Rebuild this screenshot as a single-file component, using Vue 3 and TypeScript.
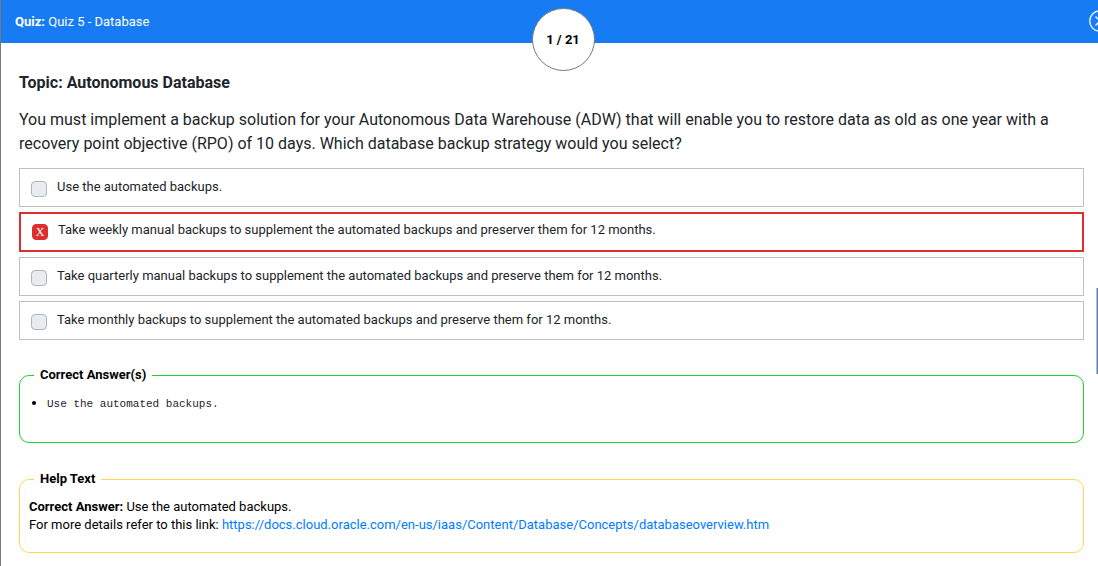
<script setup lang="ts">
import { ref } from 'vue'

interface Option {
  id: string
  text: string
  wrong: boolean
}

const options: Option[] = [
  { id: 'opt-1', text: 'Use the automated backups.', wrong: false },
  { id: 'opt-2', text: 'Take weekly manual backups to supplement the automated backups and preserver them for 12 months.', wrong: true },
  { id: 'opt-3', text: 'Take quarterly manual backups to supplement the automated backups and preserve them for 12 months.', wrong: false },
  { id: 'opt-4', text: 'Take monthly backups to supplement the automated backups and preserve them for 12 months.', wrong: false },
]

const selected = ref<string[]>(['opt-2'])
const link = 'https://docs.cloud.oracle.com/en-us/iaas/Content/Database/Concepts/databaseoverview.htm'
</script>

<template>
  <div class="quiz">
    <header class="bar">
      <div class="title"><b>Quiz:</b> Quiz 5 - Database</div>
      <div class="counter">1 / 21</div>
      <button class="close" type="button" aria-label="Close">
        <svg viewBox="0 0 22 22" width="22" height="22" fill="none" stroke="#e6f1ff">
          <circle cx="11" cy="11" r="10.2" stroke-width="1.3" />
          <path d="M6.5 6.5l9 9M15.5 6.5l-9 9" stroke-width="1.5" />
        </svg>
      </button>
    </header>

    <main class="body">
      <h1 class="topic">Topic: Autonomous Database</h1>
      <p class="question">
        You must implement a backup solution for your Autonomous Data Warehouse (ADW) that will enable you to restore data as old as one year with a recovery point objective (RPO) of 10 days. Which database backup strategy would you select?
      </p>

      <div class="options">
        <label v-for="o in options" :key="o.id" class="option" :class="{ wrong: o.wrong }" :for="o.id">
          <input :id="o.id" v-model="selected" class="box" type="checkbox" :value="o.id" />
          <span class="option-text">{{ o.text }}</span>
        </label>
      </div>

      <fieldset class="panel correct">
        <legend>Correct Answer(s)</legend>
        <ul class="answers">
          <li><code>Use the automated backups.</code></li>
        </ul>
      </fieldset>

      <fieldset class="panel help">
        <legend>Help Text</legend>
        <p><b>Correct Answer:</b> Use the automated backups.</p>
        <p>For more details refer to this link: <a :href="link">{{ link }}</a></p>
      </fieldset>
    </main>

    <div class="scroll-thumb"></div>
  </div>
</template>

<style>
body {
  background: #fff;
}
</style>

<style scoped>
.quiz {
  position: relative;
  box-sizing: border-box;
  min-height: 100vh;
  border-left: 1px solid #77787b;
  overflow: hidden;
  font-family: Roboto, "Liberation Sans", sans-serif;
  font-size: 13px;
  color: #212529;
}

/* The bar runs past the right edge of the content area. */
.bar {
  box-sizing: border-box;
  display: grid;
  grid-template-columns: 1fr auto 1fr;
  align-items: start;
  width: calc(100% + 28px);
  height: 43px;
  padding: 0 15px 0 14px;
  background: #177bf3;
}

.title {
  line-height: 43px;
  color: #fff;
}

.counter {
  box-sizing: border-box;
  width: 63px;
  height: 63px;
  margin-top: 8px;
  border: 1px solid #77787b;
  border-radius: 50%;
  background: #fff;
  color: #000;
  font-weight: 700;
  line-height: 61px;
  text-align: center;
}

.close {
  justify-self: end;
  display: flex;
  margin-top: 10px;
  padding: 0;
  border: 0;
  background: none;
}

.body {
  padding: 28px 14px 13px 18px;
}

.topic {
  margin: 0 0 13px;
  font-size: 16px;
  line-height: 24px;
  font-weight: 700;
}

.question {
  margin: 0 0 12px;
  font-size: 16px;
  line-height: 24px;
}

.options {
  display: flex;
  flex-direction: column;
  gap: 5px;
}

.option {
  box-sizing: border-box;
  display: flex;
  align-items: flex-start;
  gap: 10px;
  min-height: 39px;
  padding: 8px 11px;
  border: 1px solid #c0c0c0;
}

.option.wrong {
  min-height: 40px;
  padding-top: 6px;
  border: 2px solid #dc3030;
}

.option-text {
  line-height: 20px;
}

.box {
  appearance: none;
  box-sizing: border-box;
  flex: none;
  display: grid;
  place-items: center;
  width: 16px;
  height: 16px;
  margin: 4px 0 0;
  border: 1px solid #adb5bd;
  border-radius: 4px;
  background: #e9ecef;
}

.box:checked {
  border-color: #dc3030;
  background: #dc3030;
}

.box:checked::before {
  content: "X";
  color: #fff;
  font-family: "Liberation Serif", serif;
  font-size: 12px;
  line-height: 14px;
}

.panel {
  box-sizing: border-box;
  min-width: 0;
  margin: 0;
  padding: 0 9px;
  border: 1px solid #22cc33;
  border-radius: 10px;
  color: #000;
}

.panel legend {
  margin-left: 5px;
  padding: 0 6px;
  line-height: 18px;
  font-weight: 700;
}

.correct {
  margin-top: 26px;
  padding-bottom: 28px;
}

.help {
  margin-top: 27px;
  padding-bottom: 18px;
  border-color: #ffd557;
}

.help p {
  margin: 0;
  line-height: 18px;
}

.help legend {
  margin-bottom: 10px;
}

.help a {
  color: #007bff;
  text-decoration: none;
}

.answers {
  margin: 9px 0 0;
  padding-left: 18px;
  line-height: 19px;
}

.answers code {
  font-family: "Liberation Mono", monospace;
  font-size: 11px;
  color: #212529;
}

.scroll-thumb {
  position: absolute;
  top: 288px;
  right: 0;
  width: 2px;
  height: 86px;
  box-sizing: border-box;
  border-left: 1px solid #a9c0dc;
  background: #5f7ea8;
}
</style>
-------------------------
→ **DIRECTIONS FOR THIS TASK**: Restate the data above word for word. Skip every picture.

→ **CORRECT RESULT**:
Rebuild this screenshot as a single-file component, using Vue 3 and TypeScript.
<script setup lang="ts">
import { ref } from 'vue'

interface Option {
  id: string
  text: string
  wrong: boolean
}

const options: Option[] = [
  { id: 'opt-1', text: 'Use the automated backups.', wrong: false },
  { id: 'opt-2', text: 'Take weekly manual backups to supplement the automated backups and preserver them for 12 months.', wrong: true },
  { id: 'opt-3', text: 'Take quarterly manual backups to supplement the automated backups and preserve them for 12 months.', wrong: false },
  { id: 'opt-4', text: 'Take monthly backups to supplement the automated backups and preserve them for 12 months.', wrong: false },
]

const selected = ref<string[]>(['opt-2'])
const link = 'https://docs.cloud.oracle.com/en-us/iaas/Content/Database/Concepts/databaseoverview.htm'
</script>

<template>
  <div class="quiz">
    <header class="bar">
      <div class="title"><b>Quiz:</b> Quiz 5 - Database</div>
      <div class="counter">1 / 21</div>
      <button class="close" type="button" aria-label="Close">
        <svg viewBox="0 0 22 22" width="22" height="22" fill="none" stroke="#e6f1ff">
          <circle cx="11" cy="11" r="10.2" stroke-width="1.3" />
          <path d="M6.5 6.5l9 9M15.5 6.5l-9 9" stroke-width="1.5" />
        </svg>
      </button>
    </header>

    <main class="body">
      <h1 class="topic">Topic: Autonomous Database</h1>
      <p class="question">
        You must implement a backup solution for your Autonomous Data Warehouse (ADW) that will enable you to restore data as old as one year with a recovery point objective (RPO) of 10 days. Which database backup strategy would you select?
      </p>

      <div class="options">
        <label v-for="o in options" :key="o.id" class="option" :class="{ wrong: o.wrong }" :for="o.id">
          <input :id="o.id" v-model="selected" class="box" type="checkbox" :value="o.id" />
          <span class="option-text">{{ o.text }}</span>
        </label>
      </div>

      <fieldset class="panel correct">
        <legend>Correct Answer(s)</legend>
        <ul class="answers">
          <li><code>Use the automated backups.</code></li>
        </ul>
      </fieldset>

      <fieldset class="panel help">
        <legend>Help Text</legend>
        <p><b>Correct Answer:</b> Use the automated backups.</p>
        <p>For more details refer to this link: <a :href="link">{{ link }}</a></p>
      </fieldset>
    </main>

    <div class="scroll-thumb"></div>
  </div>
</template>

<style>
body {
  background: #fff;
}
</style>

<style scoped>
.quiz {
  position: relative;
  box-sizing: border-box;
  min-height: 100vh;
  border-left: 1px solid #77787b;
  overflow: hidden;
  font-family: Roboto, "Liberation Sans", sans-serif;
  font-size: 13px;
  color: #212529;
}

/* The bar runs past the right edge of the content area. */
.bar {
  box-sizing: border-box;
  display: grid;
  grid-template-columns: 1fr auto 1fr;
  align-items: start;
  width: calc(100% + 28px);
  height: 43px;
  padding: 0 15px 0 14px;
  background: #177bf3;
}

.title {
  line-height: 43px;
  color: #fff;
}

.counter {
  box-sizing: border-box;
  width: 63px;
  height: 63px;
  margin-top: 8px;
  border: 1px solid #77787b;
  border-radius: 50%;
  background: #fff;
  color: #000;
  font-weight: 700;
  line-height: 61px;
  text-align: center;
}

.close {
  justify-self: end;
  display: flex;
  margin-top: 10px;
  padding: 0;
  border: 0;
  background: none;
}

.body {
  padding: 28px 14px 13px 18px;
}

.topic {
  margin: 0 0 13px;
  font-size: 16px;
  line-height: 24px;
  font-weight: 700;
}

.question {
  margin: 0 0 12px;
  font-size: 16px;
  line-height: 24px;
}

.options {
  display: flex;
  flex-direction: column;
  gap: 5px;
}

.option {
  box-sizing: border-box;
  display: flex;
  align-items: flex-start;
  gap: 10px;
  min-height: 39px;
  padding: 8px 11px;
  border: 1px solid #c0c0c0;
}

.option.wrong {
  min-height: 40px;
  padding-top: 6px;
  border: 2px solid #dc3030;
}

.option-text {
  line-height: 20px;
}

.box {
  appearance: none;
  box-sizing: border-box;
  flex: none;
  display: grid;
  place-items: center;
  width: 16px;
  height: 16px;
  margin: 4px 0 0;
  border: 1px solid #adb5bd;
  border-radius: 4px;
  background: #e9ecef;
}

.box:checked {
  border-color: #dc3030;
  background: #dc3030;
}

.box:checked::before {
  content: "X";
  color: #fff;
  font-family: "Liberation Serif", serif;
  font-size: 12px;
  line-height: 14px;
}

.panel {
  box-sizing: border-box;
  min-width: 0;
  margin: 0;
  padding: 0 9px;
  border: 1px solid #22cc33;
  border-radius: 10px;
  color: #000;
}

.panel legend {
  margin-left: 5px;
  padding: 0 6px;
  line-height: 18px;
  font-weight: 700;
}

.correct {
  margin-top: 26px;
  padding-bottom: 28px;
}

.help {
  margin-top: 27px;
  padding-bottom: 18px;
  border-color: #ffd557;
}

.help p {
  margin: 0;
  line-height: 18px;
}

.help legend {
  margin-bottom: 10px;
}

.help a {
  color: #007bff;
  text-decoration: none;
}

.answers {
  margin: 9px 0 0;
  padding-left: 18px;
  line-height: 19px;
}

.answers code {
  font-family: "Liberation Mono", monospace;
  font-size: 11px;
  color: #212529;
}

.scroll-thumb {
  position: absolute;
  top: 288px;
  right: 0;
  width: 2px;
  height: 86px;
  box-sizing: border-box;
  border-left: 1px solid #a9c0dc;
  background: #5f7ea8;
}
</style>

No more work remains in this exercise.